Wpływ nauczyciela może być jednak tak samo pozytywny i motywujący, jak i negatywny, ograniczający. Często wystarczy jedno źle dobrane zdanie, zbyt karcące spojrzenie lub brak jakiegokolwiek spojrzenia – niewystarczająca uwaga, by uczeń do końca życia zmagał się z poczuciem niższości czy brakiem pewności siebie. Rola nauczyciela jest więc ogromna i spoczywa na niej wielka odpowiedzialność. Trudno stwierdzić, gdzie zaczyna się, a gdzie kończy jego wpływ na ucznia. W Chinach nauczycieli nazywa się budowniczymi narodu. Może zamiast patrzeć na nich przez pryzmat „nudnej matmy”, powinniśmy docenić to, jak wiele im zawdzięczamy i zastanowić się, czy naprawdę są tacy źli i beznadziejni? Ciągła krytyka kierowana w ich stronę sprawia, że brak im motywacji do twórczego i kreatywnego działania. Ileż można walczyć z wizerunkiem leniwego nieroba z dwumiesięcznymi wakacjami? A propos nieróbstwa i wakacji – nauczycielom przysługuje 6 tygodni urlopu w wakacje i 2 tygodnie w ferie. W pozostałe dni są do dyspozycji dyrektora szkoły. Dyrektor może wezwać nauczyciela do przeprowadzenia egzaminu, na dyżur (np. w celu prowadzenia zajęć opiekuńczo-wychowawczych) lub zwołać radę pedagogiczną. Niestawienie się w takiej sytuacji przez nauczyciela może skutkować udzieleniem mu kary porządkowej, upomnienia lub nagany. Poza tym są jeszcze wycieczki, zielone szkoły – w te dni nauczyciel jest w pracy 24 godziny na dobę. Wbrew częstym opiniom, to nie wakacje. Nauczyciel odpowiada wtedy za wszystko, co podopiecznym przyjdzie do głowy.
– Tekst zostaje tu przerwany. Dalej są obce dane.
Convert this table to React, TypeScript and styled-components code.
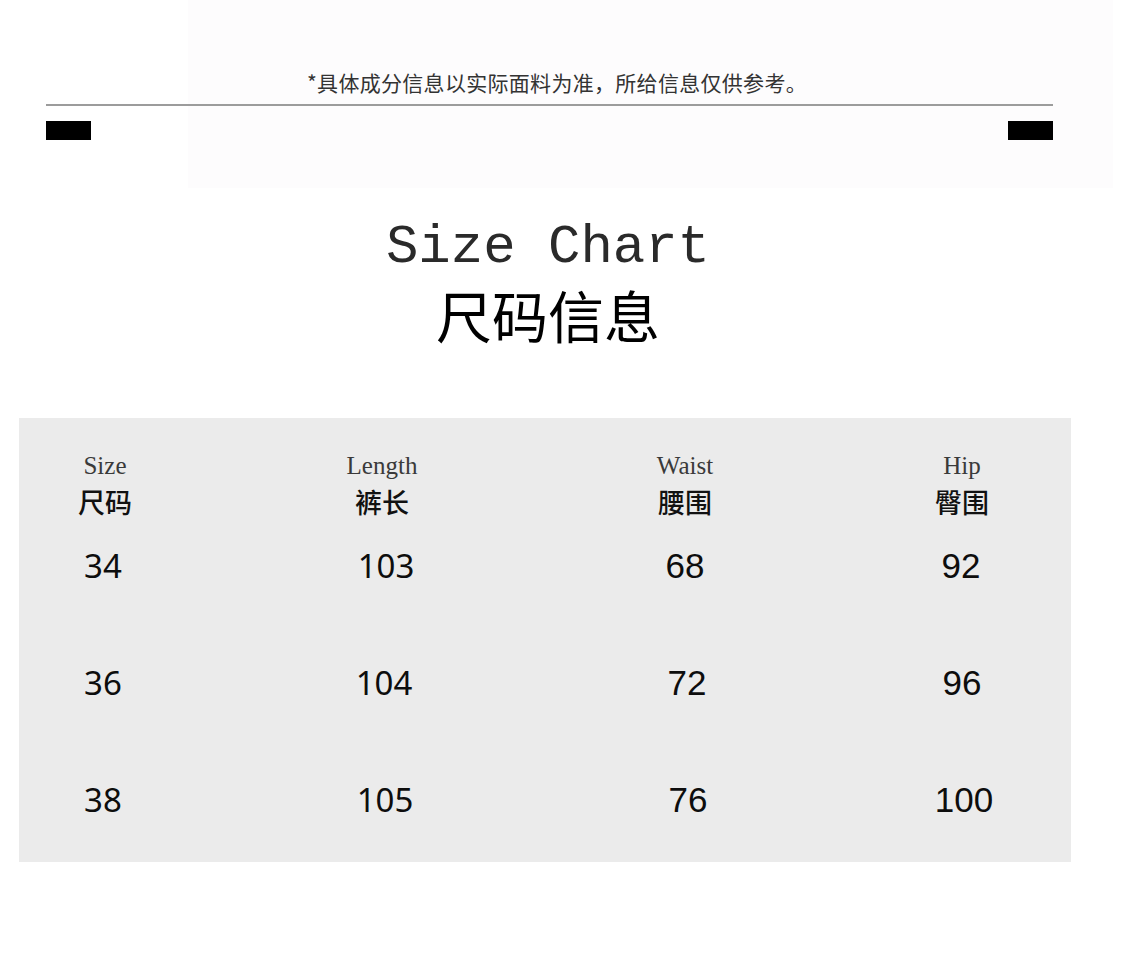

A kreatywności nie brakuje.
– bo nie ma nic gorszego od nauczycieli osobiście sympatycznych, zwłaszcza jeśli przypadkiem mają osobiste zdanie
Te słowa, zaczerpnięte z należącej do kanonu lektur szkolnych „Ferdydurke” Gombrowicza, są dziś wyjątkowo aktualne. Strajk sprawił, że wielu znanych ludzi wspomina publicznie swoje szkolne lata.
Mam 25 lat. Chodziłem do żłobka, przedszkola, zerówki, potem skończyłem podstawówkę, gimnazjum i w końcu szkołę średnią. Prosta matematyka pokazuje, że przez ponad połowę mojego dotychczasowego życia przez 5 dni w tygodniu spędzałem większość dnia pod opieką nauczycieli w klasach i szkołach, które zaraz po moim rodzinnym domu były dla mnie najważniejszym miejscem, w którym zdobywałem wiedzę o życiu. To dzięki ludziom, których spotkałem w szkole w dużej mierze zawdzięczam swoją życiową drogę i jej kształt. Jak ktoś mnie dobrze zna to wie, że dla mnie nauczyciel od zawsze był superbohaterem. Dlatego, gdy pytają mnie czy wspieram nauczycieli, to odpowiadam – całym sercem
– tak komentuje sprawę Dawid Podsiadło na swoim profilu na Facebooku. Aktorka Magdalena Cielecka opublikowała na Instagramie popierającą strajk grafikę z hasłem: „Walczymy o prestiż zawodu, godne wynagrodzenia, powstrzymanie chaosu reformy, szacunek i godność”.
Popieram nauczycieli. Jako mama uczennicy i ucznia szkoły podstawowej, całkowicie ich rozumiem i solidaryzuję się z nimi. Walczą nie tylko o swoją godność, ale także o godną edukację naszych dzieci. To również oni mają ogromny wpływ na to, na jakich dorosłych wyrosną nasze dzieci. Na kształtowanie społeczeństwa
– komentuje aktorka Maja Ostaszewska.
Z całego serca wspieram strajk nauczycieli! Jestem dumna z mojej siostry, która jest nauczycielką i wszystkich innych nauczycieli, którzy również 8 kwietnia zjednoczą się i zawalczą o swoją godność!
– to z kolei słowa modelki Anji Rubik.
Komentarze celebrytów zmieniają wizerunek nauczycieli. Na szczęście na dobre. Sam strajk też się do tego przyczynił. Nauczyciele nie są już postrzegani jako niemający swojego „osobistego zdania”. Domagając się mądrych reform, prestiżu zawodu i godnych płac udowodnili, że znają swoją wartość i potrafią o nią zawalczyć. W końcu właśnie to starają się przekazywać swoim uczniom na co dzień – żeby nie bali się wyrażać swojego zdania i walczyć o to, co im się należy. Nadszedł czas, by wdrożyć teorię do życia.